We’re using about 10% of our computing resources. (Click the image to enlarge.)
We’re using a bit over 30% of the RAM resources of the cluster. (Click the image to enlarge.)
In Figures A and B, note that there are two periods during which we experienced a problem with vCenter that affected statistics gathering. Also, while each machine has 32 GB of RAM, one of our hosts has Dell’s RAM RAID capability turned on, which helps protect the host in the event of a RAM problem. As a result, that server reports only 24 GB of available RAM. Due to having host-level redundancy, we’ll be disabling this feature during a maintenance window in order to have the benefit of the full 32 GB of RAM.
In Figure C, you’ll see a look at the full infrastructure. The 50 and 51 are simply internal identifiers.
The whole ESX environment. (Click the image to enlarge.)
This summer, we’ll make some changes to our environment to increase overall availability, including:
- A migration from our single-server (physical) Exchange 2007 system to a multi-server (virtual) Exchange 2010 environment. The only service that will remain physical is unified messaging.

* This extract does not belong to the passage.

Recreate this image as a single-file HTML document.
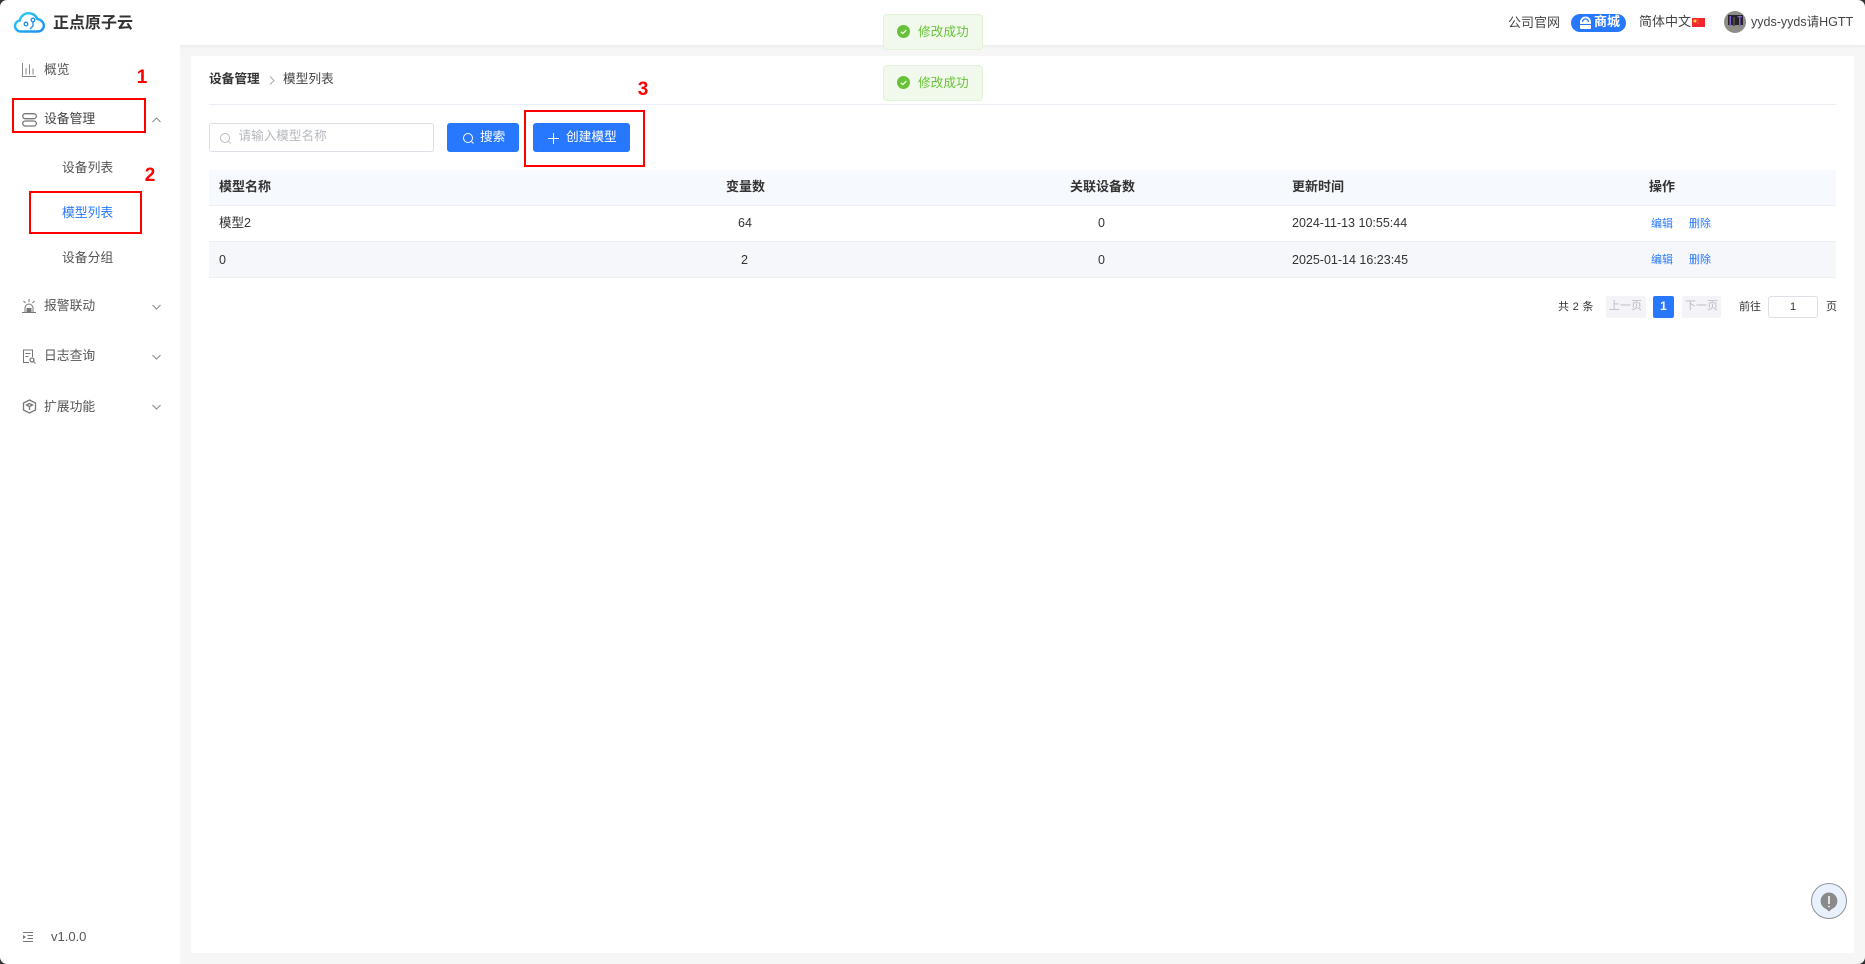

- We’re using SharePoint for a lot of stuff, including our public-facing Web site. Our existing SharePoint environment consists of two servers: a dedicated database server and the MOSS server running the other components. As we explore SharePoint 2010, we’ll more likely than not migrate away from the physical SharePoint infrastructure as well.
Even if I have to add additional ESX hosts to support newer initiatives (though I don’t think I will), the availability advantages are too great to ignore.
The virtualization project at Westminster exceeded all of my original goals. We’ve been able to very easily extend the life of aging applications, reduce power consumption, increase availability, and make a huge dent in the budget for equipment replacement in the data center.